▶ AIM OF THE TASK
Look for the word "with" in the entries below, then copy every line that has it.

==== THE RECORDS

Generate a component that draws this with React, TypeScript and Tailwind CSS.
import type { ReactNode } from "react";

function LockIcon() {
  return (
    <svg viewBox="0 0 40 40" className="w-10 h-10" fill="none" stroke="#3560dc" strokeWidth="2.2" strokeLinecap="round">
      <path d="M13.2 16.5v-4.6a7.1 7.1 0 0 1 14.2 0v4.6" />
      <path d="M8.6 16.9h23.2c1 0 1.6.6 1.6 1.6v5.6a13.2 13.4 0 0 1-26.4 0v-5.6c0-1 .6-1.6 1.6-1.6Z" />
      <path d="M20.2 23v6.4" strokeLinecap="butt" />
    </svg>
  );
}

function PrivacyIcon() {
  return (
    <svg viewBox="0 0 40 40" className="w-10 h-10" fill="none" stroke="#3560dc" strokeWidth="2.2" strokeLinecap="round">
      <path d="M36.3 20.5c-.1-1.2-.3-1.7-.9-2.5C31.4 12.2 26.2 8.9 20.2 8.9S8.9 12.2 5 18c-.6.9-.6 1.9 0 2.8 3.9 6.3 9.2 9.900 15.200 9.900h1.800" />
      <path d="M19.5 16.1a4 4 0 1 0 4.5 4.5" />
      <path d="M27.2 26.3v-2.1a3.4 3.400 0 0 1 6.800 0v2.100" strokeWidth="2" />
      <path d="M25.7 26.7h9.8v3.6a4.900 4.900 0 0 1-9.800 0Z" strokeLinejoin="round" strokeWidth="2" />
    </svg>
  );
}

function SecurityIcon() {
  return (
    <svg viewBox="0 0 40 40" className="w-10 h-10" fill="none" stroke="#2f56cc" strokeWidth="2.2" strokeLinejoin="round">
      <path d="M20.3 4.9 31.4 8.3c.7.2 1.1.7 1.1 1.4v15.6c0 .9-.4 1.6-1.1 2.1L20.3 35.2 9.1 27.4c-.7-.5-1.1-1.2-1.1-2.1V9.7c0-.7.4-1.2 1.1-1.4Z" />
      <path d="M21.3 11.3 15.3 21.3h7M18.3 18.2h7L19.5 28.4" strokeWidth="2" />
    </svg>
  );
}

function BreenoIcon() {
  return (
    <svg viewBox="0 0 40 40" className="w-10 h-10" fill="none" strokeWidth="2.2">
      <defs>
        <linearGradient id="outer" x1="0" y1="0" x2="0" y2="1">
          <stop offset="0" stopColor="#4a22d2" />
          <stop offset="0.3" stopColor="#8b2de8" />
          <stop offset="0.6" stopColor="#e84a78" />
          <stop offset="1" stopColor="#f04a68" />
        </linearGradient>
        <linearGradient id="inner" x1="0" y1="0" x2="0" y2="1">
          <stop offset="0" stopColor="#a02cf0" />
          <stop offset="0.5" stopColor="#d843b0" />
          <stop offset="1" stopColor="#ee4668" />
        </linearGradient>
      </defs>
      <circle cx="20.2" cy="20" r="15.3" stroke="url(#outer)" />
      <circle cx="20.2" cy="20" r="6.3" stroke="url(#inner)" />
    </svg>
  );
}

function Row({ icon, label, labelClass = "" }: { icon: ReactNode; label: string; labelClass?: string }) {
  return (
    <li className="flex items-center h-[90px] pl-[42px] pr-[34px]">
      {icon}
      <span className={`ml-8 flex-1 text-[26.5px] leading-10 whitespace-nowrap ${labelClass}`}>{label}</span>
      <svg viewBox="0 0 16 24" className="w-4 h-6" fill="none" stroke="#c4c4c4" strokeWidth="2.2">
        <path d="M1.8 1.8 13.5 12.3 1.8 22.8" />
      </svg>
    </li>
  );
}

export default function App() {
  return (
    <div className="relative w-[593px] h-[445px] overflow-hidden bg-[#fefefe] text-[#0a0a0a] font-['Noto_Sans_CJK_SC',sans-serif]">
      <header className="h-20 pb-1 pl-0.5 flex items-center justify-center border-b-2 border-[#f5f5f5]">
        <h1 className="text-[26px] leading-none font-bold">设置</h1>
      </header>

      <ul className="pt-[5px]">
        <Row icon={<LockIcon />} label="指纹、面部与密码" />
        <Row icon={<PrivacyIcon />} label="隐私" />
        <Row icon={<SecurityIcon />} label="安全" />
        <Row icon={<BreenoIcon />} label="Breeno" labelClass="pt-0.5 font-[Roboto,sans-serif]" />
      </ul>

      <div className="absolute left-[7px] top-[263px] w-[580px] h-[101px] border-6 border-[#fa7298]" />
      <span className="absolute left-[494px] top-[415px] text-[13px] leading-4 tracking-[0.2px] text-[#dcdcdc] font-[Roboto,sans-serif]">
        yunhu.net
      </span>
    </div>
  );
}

========
==== THE RECORDS

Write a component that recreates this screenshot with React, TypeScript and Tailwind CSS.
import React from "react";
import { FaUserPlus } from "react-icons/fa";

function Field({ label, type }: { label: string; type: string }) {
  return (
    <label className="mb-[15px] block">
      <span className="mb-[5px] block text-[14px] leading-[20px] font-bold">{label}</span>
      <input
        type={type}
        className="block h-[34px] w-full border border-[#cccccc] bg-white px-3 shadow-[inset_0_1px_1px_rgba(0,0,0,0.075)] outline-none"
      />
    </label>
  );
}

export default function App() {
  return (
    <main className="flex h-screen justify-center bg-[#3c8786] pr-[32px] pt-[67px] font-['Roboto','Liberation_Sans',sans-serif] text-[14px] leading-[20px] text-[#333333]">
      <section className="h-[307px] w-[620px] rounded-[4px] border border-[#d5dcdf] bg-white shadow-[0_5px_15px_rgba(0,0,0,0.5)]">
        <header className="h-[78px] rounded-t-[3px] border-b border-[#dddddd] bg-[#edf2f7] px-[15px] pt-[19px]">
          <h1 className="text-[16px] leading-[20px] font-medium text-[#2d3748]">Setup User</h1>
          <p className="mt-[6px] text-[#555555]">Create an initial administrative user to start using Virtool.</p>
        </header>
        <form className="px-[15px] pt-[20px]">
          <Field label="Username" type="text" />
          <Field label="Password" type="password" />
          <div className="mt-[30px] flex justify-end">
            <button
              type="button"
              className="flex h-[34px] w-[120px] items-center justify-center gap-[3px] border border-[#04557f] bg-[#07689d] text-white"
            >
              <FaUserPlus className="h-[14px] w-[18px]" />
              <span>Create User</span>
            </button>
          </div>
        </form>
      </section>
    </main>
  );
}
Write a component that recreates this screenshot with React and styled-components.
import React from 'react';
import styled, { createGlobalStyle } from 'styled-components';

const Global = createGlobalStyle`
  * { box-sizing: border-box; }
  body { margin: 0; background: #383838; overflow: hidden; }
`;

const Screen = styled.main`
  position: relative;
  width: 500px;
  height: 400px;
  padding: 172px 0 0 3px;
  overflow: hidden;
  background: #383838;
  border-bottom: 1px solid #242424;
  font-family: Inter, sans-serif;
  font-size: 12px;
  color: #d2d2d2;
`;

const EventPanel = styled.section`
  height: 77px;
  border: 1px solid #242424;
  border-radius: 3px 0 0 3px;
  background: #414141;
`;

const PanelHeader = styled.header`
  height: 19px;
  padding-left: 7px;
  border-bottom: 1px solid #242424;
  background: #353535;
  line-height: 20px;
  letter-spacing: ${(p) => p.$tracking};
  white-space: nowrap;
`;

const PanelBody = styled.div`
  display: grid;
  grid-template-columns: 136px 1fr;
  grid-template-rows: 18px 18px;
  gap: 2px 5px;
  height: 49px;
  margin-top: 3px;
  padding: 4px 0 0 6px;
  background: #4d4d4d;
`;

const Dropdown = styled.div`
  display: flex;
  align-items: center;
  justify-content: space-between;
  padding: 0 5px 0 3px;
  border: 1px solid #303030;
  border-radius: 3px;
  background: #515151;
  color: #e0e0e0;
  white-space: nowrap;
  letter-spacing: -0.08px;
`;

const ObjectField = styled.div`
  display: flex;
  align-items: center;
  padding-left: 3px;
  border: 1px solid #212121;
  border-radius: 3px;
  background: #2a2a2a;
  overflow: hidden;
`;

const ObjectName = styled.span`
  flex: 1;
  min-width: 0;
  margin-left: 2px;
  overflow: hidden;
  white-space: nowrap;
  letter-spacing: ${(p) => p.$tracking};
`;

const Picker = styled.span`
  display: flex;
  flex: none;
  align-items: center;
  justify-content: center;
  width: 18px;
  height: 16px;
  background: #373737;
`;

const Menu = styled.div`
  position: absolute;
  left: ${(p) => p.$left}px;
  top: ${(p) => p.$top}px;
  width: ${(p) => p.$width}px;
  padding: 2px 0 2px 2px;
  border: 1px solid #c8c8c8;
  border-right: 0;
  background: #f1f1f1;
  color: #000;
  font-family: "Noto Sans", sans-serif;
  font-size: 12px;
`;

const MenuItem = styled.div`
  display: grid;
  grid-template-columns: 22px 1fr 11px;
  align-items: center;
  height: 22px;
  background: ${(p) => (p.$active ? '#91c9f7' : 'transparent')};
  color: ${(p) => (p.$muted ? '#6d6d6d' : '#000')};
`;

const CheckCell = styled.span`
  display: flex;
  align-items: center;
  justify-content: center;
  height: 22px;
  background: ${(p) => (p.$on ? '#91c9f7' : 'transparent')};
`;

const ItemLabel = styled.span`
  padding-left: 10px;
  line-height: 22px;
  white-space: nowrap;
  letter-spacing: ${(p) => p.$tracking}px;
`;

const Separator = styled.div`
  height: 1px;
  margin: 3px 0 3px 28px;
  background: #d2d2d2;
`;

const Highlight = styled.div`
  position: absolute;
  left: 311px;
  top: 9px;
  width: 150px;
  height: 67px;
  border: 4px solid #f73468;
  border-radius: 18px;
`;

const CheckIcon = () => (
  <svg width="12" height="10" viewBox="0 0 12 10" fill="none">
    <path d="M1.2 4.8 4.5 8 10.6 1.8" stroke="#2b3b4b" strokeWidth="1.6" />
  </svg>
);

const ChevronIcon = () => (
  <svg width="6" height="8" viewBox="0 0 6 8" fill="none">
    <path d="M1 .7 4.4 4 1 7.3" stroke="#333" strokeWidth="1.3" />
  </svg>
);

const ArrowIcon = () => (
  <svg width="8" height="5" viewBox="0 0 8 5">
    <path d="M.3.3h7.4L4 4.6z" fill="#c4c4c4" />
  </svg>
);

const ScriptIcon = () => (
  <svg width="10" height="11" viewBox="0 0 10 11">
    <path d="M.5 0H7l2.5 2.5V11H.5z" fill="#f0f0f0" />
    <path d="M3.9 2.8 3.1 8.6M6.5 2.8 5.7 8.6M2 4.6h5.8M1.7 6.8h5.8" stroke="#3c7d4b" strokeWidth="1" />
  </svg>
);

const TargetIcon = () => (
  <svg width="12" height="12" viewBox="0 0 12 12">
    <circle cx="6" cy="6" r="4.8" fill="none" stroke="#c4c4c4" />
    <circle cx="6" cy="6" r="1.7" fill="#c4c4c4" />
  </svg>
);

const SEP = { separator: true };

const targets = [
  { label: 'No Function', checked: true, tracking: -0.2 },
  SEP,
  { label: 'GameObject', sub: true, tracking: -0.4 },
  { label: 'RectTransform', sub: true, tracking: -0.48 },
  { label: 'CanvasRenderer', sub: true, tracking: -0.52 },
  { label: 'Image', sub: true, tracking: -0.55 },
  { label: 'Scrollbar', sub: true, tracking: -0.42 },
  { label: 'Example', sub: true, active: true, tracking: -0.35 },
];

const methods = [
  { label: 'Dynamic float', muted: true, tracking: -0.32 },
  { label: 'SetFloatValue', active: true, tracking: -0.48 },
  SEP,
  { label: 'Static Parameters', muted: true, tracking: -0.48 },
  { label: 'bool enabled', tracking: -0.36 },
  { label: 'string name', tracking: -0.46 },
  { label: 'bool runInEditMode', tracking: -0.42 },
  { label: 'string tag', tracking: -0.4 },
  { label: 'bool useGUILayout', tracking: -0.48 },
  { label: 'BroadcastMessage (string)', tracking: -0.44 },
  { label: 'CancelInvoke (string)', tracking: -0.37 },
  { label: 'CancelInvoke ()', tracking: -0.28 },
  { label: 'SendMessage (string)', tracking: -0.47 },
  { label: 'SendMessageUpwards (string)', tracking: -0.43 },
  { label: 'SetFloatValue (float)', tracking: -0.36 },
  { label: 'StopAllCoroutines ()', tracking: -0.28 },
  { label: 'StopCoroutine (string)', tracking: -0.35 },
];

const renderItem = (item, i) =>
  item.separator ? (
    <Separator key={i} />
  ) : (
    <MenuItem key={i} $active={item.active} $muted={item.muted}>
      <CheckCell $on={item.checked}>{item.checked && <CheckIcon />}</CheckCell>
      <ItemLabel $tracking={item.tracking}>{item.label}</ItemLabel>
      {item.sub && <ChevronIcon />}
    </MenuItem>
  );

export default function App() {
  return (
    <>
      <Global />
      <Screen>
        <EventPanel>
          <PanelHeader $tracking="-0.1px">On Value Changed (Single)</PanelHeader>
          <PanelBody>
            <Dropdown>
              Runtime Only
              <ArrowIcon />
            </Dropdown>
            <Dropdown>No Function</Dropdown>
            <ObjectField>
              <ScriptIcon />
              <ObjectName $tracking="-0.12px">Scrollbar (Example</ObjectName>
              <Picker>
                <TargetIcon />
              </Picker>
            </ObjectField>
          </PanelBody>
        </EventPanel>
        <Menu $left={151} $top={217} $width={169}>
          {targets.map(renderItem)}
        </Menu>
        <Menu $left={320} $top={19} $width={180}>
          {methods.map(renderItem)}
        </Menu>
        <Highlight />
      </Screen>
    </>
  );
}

========

▶ RESULT FOR THIS TASK
Generate a component that draws this with React, TypeScript and Tailwind CSS.
Write a component that recreates this screenshot with React, TypeScript and Tailwind CSS.
Write a component that recreates this screenshot with React and styled-components.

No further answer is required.